◆ **Exercise task**:
Can you set down, exactly as they appear below, the lines from the opening of the material through the one bearing "import React from", minus the pictures?

═════ Collected data

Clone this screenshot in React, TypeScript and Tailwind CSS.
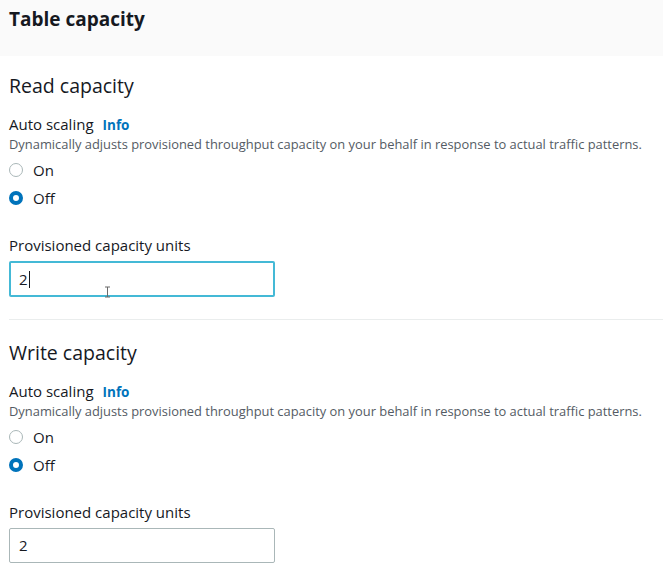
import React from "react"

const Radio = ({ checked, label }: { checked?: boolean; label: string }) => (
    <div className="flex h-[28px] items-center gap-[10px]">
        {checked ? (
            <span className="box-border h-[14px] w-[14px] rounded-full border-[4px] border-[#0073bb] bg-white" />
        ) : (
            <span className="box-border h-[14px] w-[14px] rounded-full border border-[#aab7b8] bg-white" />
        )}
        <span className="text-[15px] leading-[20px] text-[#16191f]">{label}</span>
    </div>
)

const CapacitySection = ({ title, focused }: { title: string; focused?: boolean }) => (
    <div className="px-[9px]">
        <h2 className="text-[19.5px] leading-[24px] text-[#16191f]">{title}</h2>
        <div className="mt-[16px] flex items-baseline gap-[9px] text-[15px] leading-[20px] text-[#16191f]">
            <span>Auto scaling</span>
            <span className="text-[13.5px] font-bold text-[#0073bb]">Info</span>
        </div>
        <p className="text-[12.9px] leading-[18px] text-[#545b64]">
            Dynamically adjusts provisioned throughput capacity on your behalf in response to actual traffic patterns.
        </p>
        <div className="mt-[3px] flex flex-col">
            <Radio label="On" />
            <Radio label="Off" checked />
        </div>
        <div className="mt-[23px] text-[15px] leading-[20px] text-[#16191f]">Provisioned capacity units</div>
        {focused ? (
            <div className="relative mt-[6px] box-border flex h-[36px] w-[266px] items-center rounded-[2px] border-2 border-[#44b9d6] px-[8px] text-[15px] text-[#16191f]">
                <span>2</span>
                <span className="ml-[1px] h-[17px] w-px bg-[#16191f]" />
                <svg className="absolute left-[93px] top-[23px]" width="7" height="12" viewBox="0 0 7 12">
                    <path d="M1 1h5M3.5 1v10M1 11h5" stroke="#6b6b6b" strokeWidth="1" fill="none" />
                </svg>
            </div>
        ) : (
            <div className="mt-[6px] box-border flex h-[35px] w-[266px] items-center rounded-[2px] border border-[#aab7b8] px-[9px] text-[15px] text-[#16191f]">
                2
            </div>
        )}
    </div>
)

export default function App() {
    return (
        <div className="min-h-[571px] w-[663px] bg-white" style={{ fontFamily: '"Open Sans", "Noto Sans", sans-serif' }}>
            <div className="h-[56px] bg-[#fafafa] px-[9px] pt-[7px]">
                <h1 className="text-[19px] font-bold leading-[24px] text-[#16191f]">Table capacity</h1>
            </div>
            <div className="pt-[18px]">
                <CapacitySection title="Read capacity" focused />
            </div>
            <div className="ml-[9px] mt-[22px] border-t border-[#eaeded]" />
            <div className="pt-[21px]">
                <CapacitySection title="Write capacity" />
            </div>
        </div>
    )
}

══════════

◆ **Task answer**:
Clone this screenshot in React, TypeScript and Tailwind CSS.
import React from "react"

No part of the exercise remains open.